Asked what LCLE would do to facilitate DA compliance with the reporting requirement in the future, Craft said, “After your initial contact I sent a reminder to the DAs and we set up a link to our website with a form for reporting. We began receiving reports last Friday.”
In a Wednesday email, Craft added that of the reports the office has received so far from DA’s offices, all have said that no material witness were issued. The email did not say how many have come in or from which DA’s offices.
Curtis Elmore, director of communications for Orleans Parish DA Jason Williams, said the office did not issue any material witness warrants last year, the last full year of Cannizzaro’s term. It is unclear if the law requires DA’s offices to report to LCLE when no material witness warrants were sought for the previous year. (Other DA’s offices, including Jefferson Parish DA’s office, the North Shore DA’s office and the East Baton Rouge DA’s office, did not provide answers to The Lens’ questions by Wednesday afternoon.)

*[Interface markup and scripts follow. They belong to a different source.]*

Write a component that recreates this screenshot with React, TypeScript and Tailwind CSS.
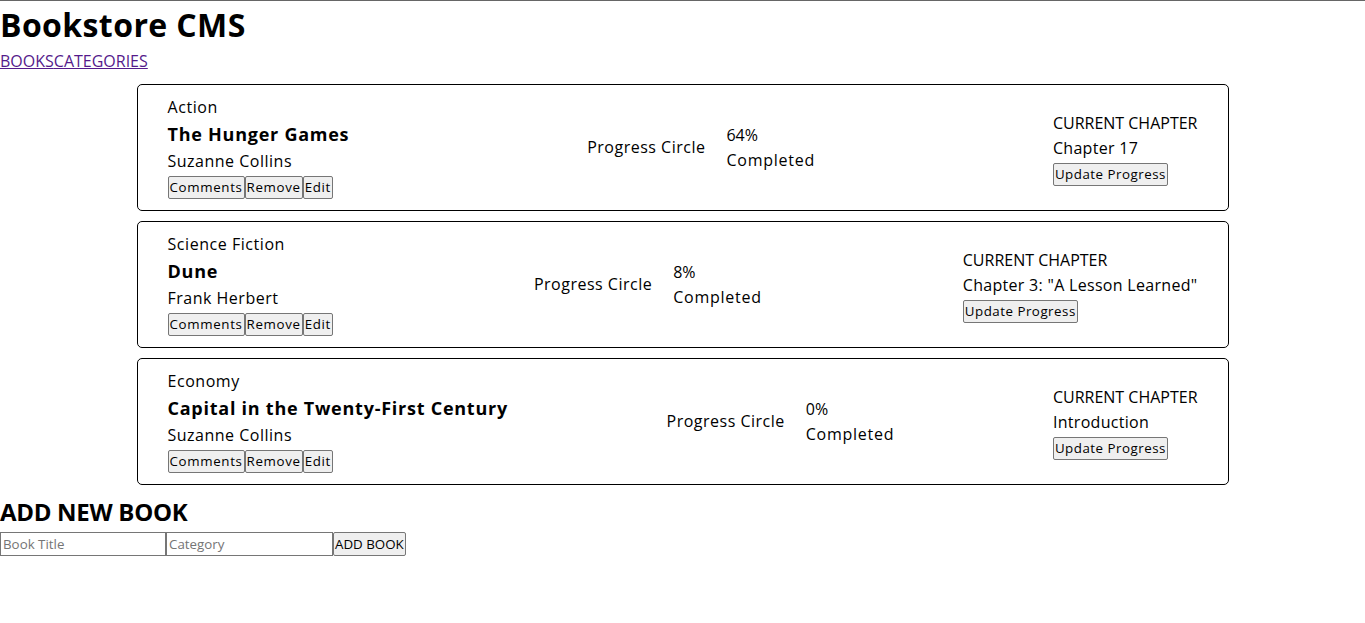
import React from "react";

type Book = {
  id: number;
  category: string;
  title: string;
  author: string;
  progress: number;
  chapter: string;
};

const books: Book[] = [
  { id: 1, category: "Action", title: "The Hunger Games", author: "Suzanne Collins", progress: 64, chapter: "Chapter 17" },
  { id: 2, category: "Science Fiction", title: "Dune", author: "Frank Herbert", progress: 8, chapter: 'Chapter 3: "A Lesson Learned"' },
  { id: 3, category: "Economy", title: "Capital in the Twenty-First Century", author: "Suzanne Collins", progress: 0, chapter: "Introduction" },
];

const btn =
  "bg-[#efefef] border border-[#767676] rounded-[2px] px-[1px] h-[23px] text-[13.33px] leading-[21px] text-black";

const BookCard = ({ book }: { book: Book }) => (
  <div className="flex items-center justify-between border border-black rounded-[5px] px-[30px] pt-[10px] pb-[11px] mb-[10px]">
    <div className="flex flex-col">
      <p className="text-[16px] leading-[24px] tracking-[0.55px]">{book.category}</p>
      <h3 className="text-[18px] leading-[30px] font-bold tracking-[0.75px]">{book.title}</h3>
      <p className="text-[16px] leading-[24px] tracking-[0.5px]">{book.author}</p>
      <div className="flex mt-[3px]">
        <button className={btn + " tracking-[0.65px]"}>Comments</button>
        <button className={btn + " tracking-[0.65px]"}>Remove</button>
        <button className={btn + " tracking-[0.65px]"}>Edit</button>
      </div>
    </div>
    <div className="flex items-center gap-[21px]">
      <p className="text-[16px] leading-[24px] tracking-[0.5px]">Progress Circle</p>
      <div className="flex flex-col gap-[1px]">
        <p className="text-[16px] leading-[24px]">{book.progress}%</p>
        <p className="text-[16px] leading-[24px] tracking-[0.75px]">Completed</p>
      </div>
    </div>
    <div className="flex flex-col items-start pt-[2px]">
      <p className="text-[16px] leading-[24px] uppercase">Current Chapter</p>
      <p className="text-[16px] leading-[24px] mt-[1px] tracking-[0.3px]">{book.chapter}</p>
      <button className={btn + " mt-[3px] tracking-[0.5px]"}>Update Progress</button>
    </div>
  </div>
);

export default function App() {
  return (
    <div className="min-h-[623px] border-t border-[#666] bg-white text-black font-['Open_Sans',sans-serif]">
      <h1 className="text-[32px] leading-[48px] font-bold tracking-[0.4px]">Bookstore CMS</h1>
      <nav className="flex text-[16px] leading-[24px]">
        <a href="#" className="text-[#551a8b] underline">BOOKS</a>
        <a href="#" className="text-[#551a8b] underline">CATEGORIES</a>
      </nav>
      <main className="w-4/5 mx-auto mt-[11px]">
        {books.map((b) => (
          <BookCard key={b.id} book={b} />
        ))}
      </main>
      <h2 className="text-[24px] leading-[36px] font-bold mt-[-1px] tracking-[-0.3px]">ADD NEW BOOK</h2>
      <form className="flex mt-[2px]" onSubmit={(e) => e.preventDefault()}>
        <input
          placeholder="Book Title"
          className="w-[166px] h-[24px] border border-[#767676] px-[2px] text-[13.33px] placeholder:text-[#757575]"
        />
        <input
          placeholder="Category"
          className="w-[167px] h-[24px] border border-[#767676] px-[2px] text-[13.33px] placeholder:text-[#757575]"
        />
        <button type="submit" className={btn + " h-[24px]"}>ADD BOOK</button>
      </form>
    </div>
  );
}
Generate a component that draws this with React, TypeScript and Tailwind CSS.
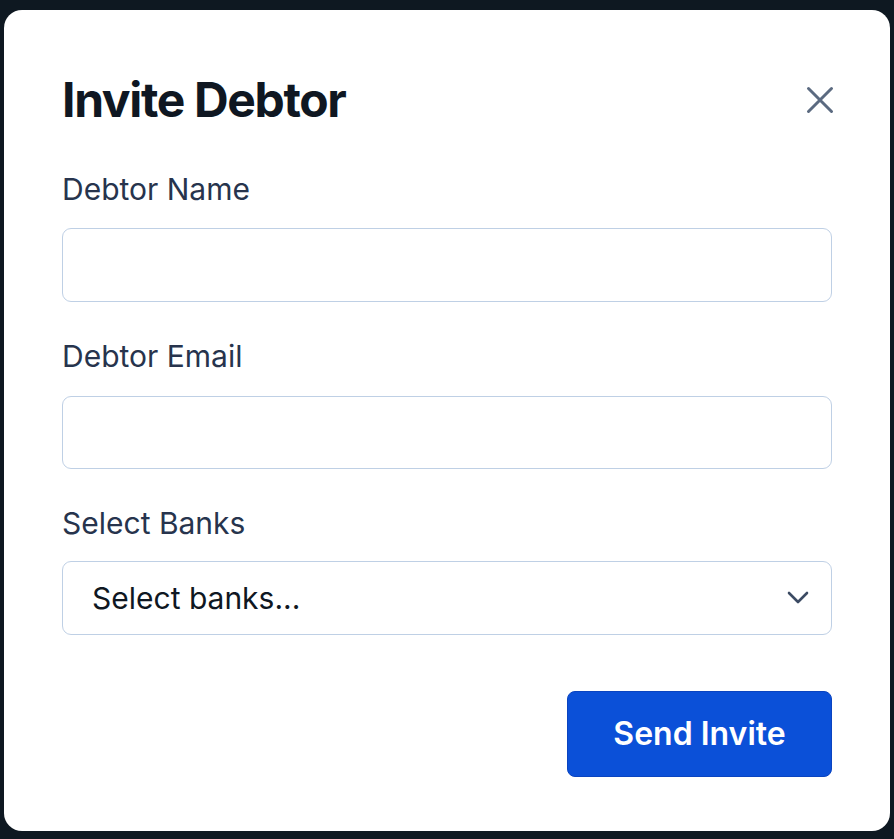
import React from "react";

export default function App() {
  return (
    <div
      className="w-[894px] h-[839px] bg-[#0e1821] pt-[10px] pl-[4px]"
      style={{ fontFamily: "Inter, 'Noto Sans', sans-serif" }}
    >
      <div className="w-[886px] h-[821px] bg-white rounded-[18px] pl-[58px] pr-[58px] pt-[66px] flex flex-col">
        <div className="flex items-center justify-between h-[48px]">
          <h1 className="text-[48px] font-bold text-[#0f1722] leading-none tracking-[-1.35px]">Invite Debtor</h1>
          <button className="w-[30px] h-[30px] flex items-center justify-center -mr-[3px]">
            <svg width="30" height="30" viewBox="0 0 30 30" fill="none" stroke="#5b6a80" strokeWidth="3" strokeLinecap="round">
              <path d="M3.5 3.5 L26.5 26.5 M26.5 3.5 L3.5 26.5" />
            </svg>
          </button>
        </div>
        <label className="mt-[50px] text-[30px] text-[#27344d] leading-none">Debtor Name</label>
        <div className="mt-[24px] h-[74px] rounded-[9px] border border-[#bfd0e5]" />
        <label className="mt-[39px] text-[30px] text-[#27344d] leading-none">Debtor Email</label>
        <div className="mt-[25px] h-[73px] rounded-[9px] border border-[#bfd0e5]" />
        <label className="mt-[39px] text-[30px] text-[#27344d] leading-none">Select Banks</label>
        <div className="mt-[23px] h-[74px] rounded-[9px] border border-[#bfd0e5] flex items-center justify-between pl-[29px] pr-[22px]">
          <span className="text-[30px] text-[#0f1722] leading-none">Select banks...</span>
          <svg width="22" height="14" viewBox="0 0 22 14" fill="none" stroke="#3c4b63" strokeWidth="2.6" strokeLinecap="round" strokeLinejoin="round">
            <path d="M2 2 L11 11 L20 2" />
          </svg>
        </div>
        <div className="mt-[56px] flex justify-end">
          <button className="w-[265px] h-[86px] rounded-[8px] bg-[#0b50d8] border border-[#0a44c0] text-white text-[32px] font-semibold leading-none">
            Send Invite
          </button>
        </div>
      </div>
    </div>
  );
}
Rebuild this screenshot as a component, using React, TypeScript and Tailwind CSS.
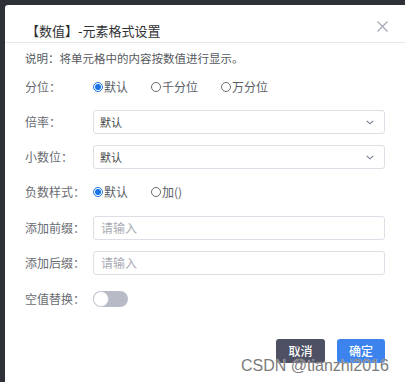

Still, it is unlikely that no material witness warrants were sought by any district attorney’s office in the state for the last two years. And to Lamandre and Morrell, that lack of oversight is concerning.
“Without proper reporting and oversight on the use of material witness warrants, we have no idea if survivors are continuing to be victimized by systems meant to protect them,” Lamandre said. “Without oversight, the law is merely feel-good legislation that does nothing to protect survivors.”
Morrell said, “It would be very telling to me, and would not surprise me if when y’all finally obtain this data, we find that in some of these smaller parishes which haven’t complied … you’re seeing victims who are being jailed to secure a win even if ultimately the abuser doesn’t serve as much time, or any time at all,” he said.
“Ultimately, in my experience, when someone is not complying with data requirements it’s because the data is bad and they don’t want it to get out.”
This story was updated with additional information from the Louisiana Commission on Law Enforcement regarding the first batch of material witness warrant reports it received as of Wednesday, June 23, 2021.